Task goal - From the listing below, count the lines where the string "index" occurs. Give the number, with no other words.

Data section -
>>>>>

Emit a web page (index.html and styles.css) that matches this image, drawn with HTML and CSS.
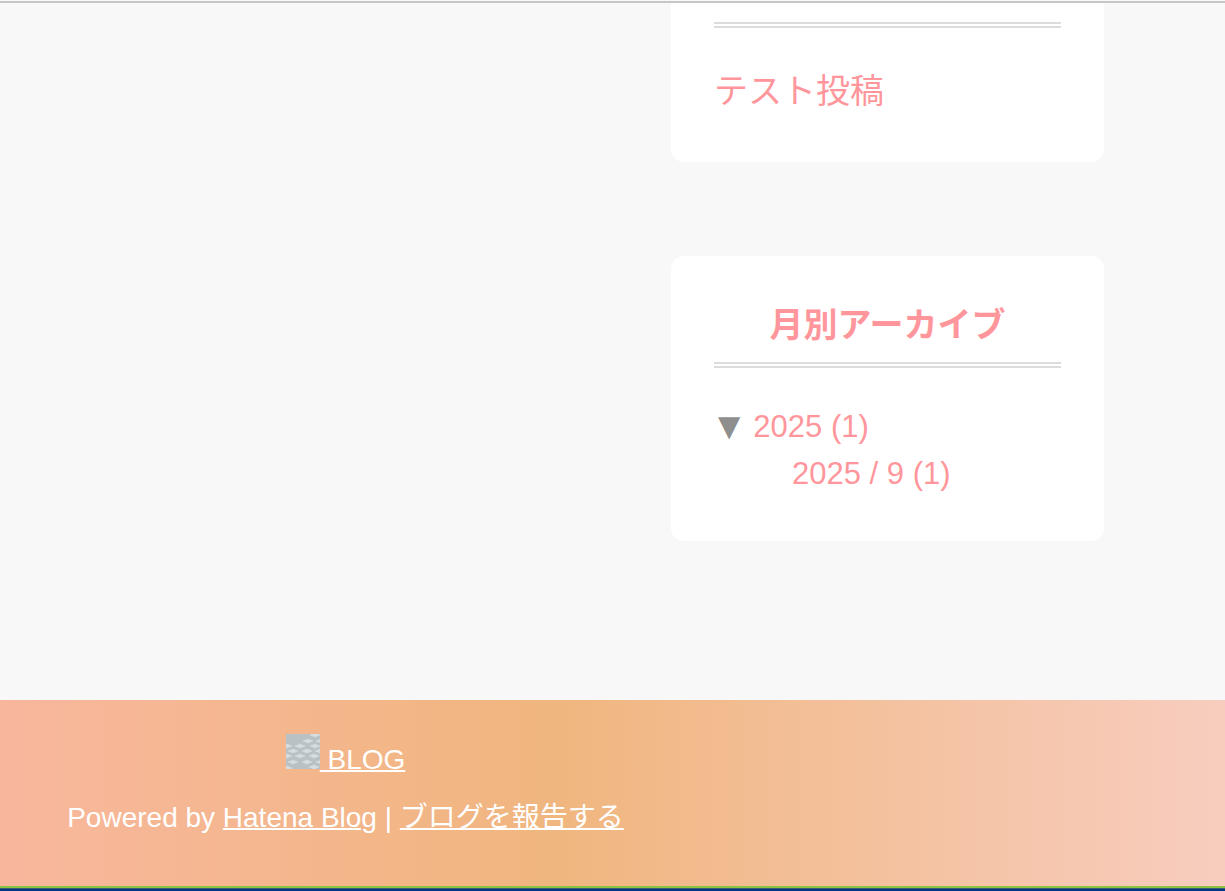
FILE: index.html
```html
<!DOCTYPE html>
<html lang="ja">
<head>
  <meta charset="UTF-8">
  <meta name="viewport" content="width=device-width, initial-scale=1.0">
  <title>BLOG</title>
  <link rel="stylesheet" href="styles.css">
</head>
<body>
  <main class="content">
    <!-- Sidebar -->
    <aside class="sidebar">
      <section class="module module-recent">
        <div class="module-line"></div>
        <a class="entry-link" href="#">テスト投稿</a>
      </section>

      <section class="module">
        <h2 class="module-title">月別アーカイブ</h2>
        <ul class="archive">
          <li class="archive-year">
            <button class="archive-toggle" type="button" aria-label="2025">▼</button>
            <a href="#">2025 (1)</a>
          </li>
          <li class="archive-month"><a href="#">2025 / 9 (1)</a></li>
        </ul>
      </section>
    </aside>
  </main>

  <!-- Footer -->
  <footer class="footer">
    <div class="footer-inner">
      <p>
        <a href="#"><svg class="blog-icon" viewBox="0 0 34 35" aria-hidden="true">
          <defs>
            <path id="scale" d="M-5 0 Q-2 -1 0 -2 Q2 -1 5 0 Q2 1 0 2 Q-2 1 -5 0Z"/>
          </defs>
          <rect width="34" height="35" fill="#b8c1c4"/>
          <g fill="#d6dde0" stroke="#d6dde0" stroke-width="0.6">
            <use href="#scale" x="29" y="1"/>
            <use href="#scale" x="22" y="7"/><use href="#scale" x="35" y="7"/>
            <use href="#scale" x="1" y="12"/><use href="#scale" x="14" y="12"/><use href="#scale" x="29" y="12"/>
            <use href="#scale" x="7" y="17"/><use href="#scale" x="21" y="17"/><use href="#scale" x="34" y="17"/>
            <use href="#scale" x="1" y="22"/><use href="#scale" x="14" y="22"/><use href="#scale" x="28" y="22"/>
            <use href="#scale" x="7" y="28"/><use href="#scale" x="21" y="28"/><use href="#scale" x="35" y="28"/>
            <use href="#scale" x="1" y="34"/><use href="#scale" x="28" y="33"/>
          </g>
        </svg> BLOG</a>
      </p>
      <p>Powered by <a href="#">Hatena Blog</a> | <a href="#">ブログを報告する</a></p>
    </div>
  </footer>
  <div class="bottom-bar"></div>
</body>
</html>
```
FILE: styles.css
```css
/* Global Styles */
* {
  box-sizing: border-box;
}

body {
  margin: 0;
  min-height: 100vh;
  display: flex;
  flex-direction: column;
  font-family: "Liberation Sans", "Noto Sans CJK JP", sans-serif;
  background: #f8f8f8;
  color: #8e8e8e;
}

a {
  color: #ff969c;
  text-decoration: none;
}

/* Main area */
.content {
  flex: 1;
  display: flex;
  justify-content: flex-end;
  margin-top: 1px;
  padding-right: 121px;
  border-top: 2px solid #c5c7c6;
}

.sidebar {
  width: 433px;
}

.module {
  margin-bottom: 94px;
  padding: 43px 43px 44px;
  border-radius: 13px;
  background: #fff;
}

.module-recent {
  padding-top: 19px;
  padding-bottom: 42px;
  border-top-left-radius: 0;
  border-top-right-radius: 0;
}

.module-title,
.module-line {
  margin: 0 0 35px;
  border-bottom: 6px double #dcdcdc;
}

.module-title {
  padding-bottom: 10px;
  font-size: 34px;
  line-height: 53px;
  text-align: center;
  color: #ff969c;
}

.entry-link {
  display: block;
  font-size: 34px;
  line-height: 57px;
}

/* Archive */
.archive {
  margin: 0;
  padding: 0;
  list-style: none;
  font-size: 31px;
  line-height: 47px;
}

.archive-year {
  display: flex;
  gap: 13px;
  padding-left: 4px;
}

.archive-toggle {
  padding: 0;
  border: none;
  background: none;
  color: inherit;
  font-family: "DejaVu Sans", sans-serif;
  font-size: 29px;
  line-height: 45px;
  cursor: pointer;
}

.archive-month {
  padding-left: 78px;
}

/* Footer */
.footer {
  padding: 31px 0 39px;
  background: linear-gradient(90deg, #f8b79d 0%, #f0b67f 45%, #f8cdbf 100%);
  color: #fff;
  font-size: 28px;
  line-height: 58px;
}

.footer-inner {
  max-width: 691px;
  text-align: center;
}

.footer p {
  margin: 0;
}

.footer a {
  color: #fff;
  text-decoration: underline;
  text-decoration-thickness: 2px;
}

.blog-icon {
  width: 34px;
  height: 35px;
}

.bottom-bar {
  height: 5px;
  border-top: 2px solid #8cc341;
  background: linear-gradient(#3d5a78 1px, #003580 1px);
}
```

<<<<<

Task answer - 2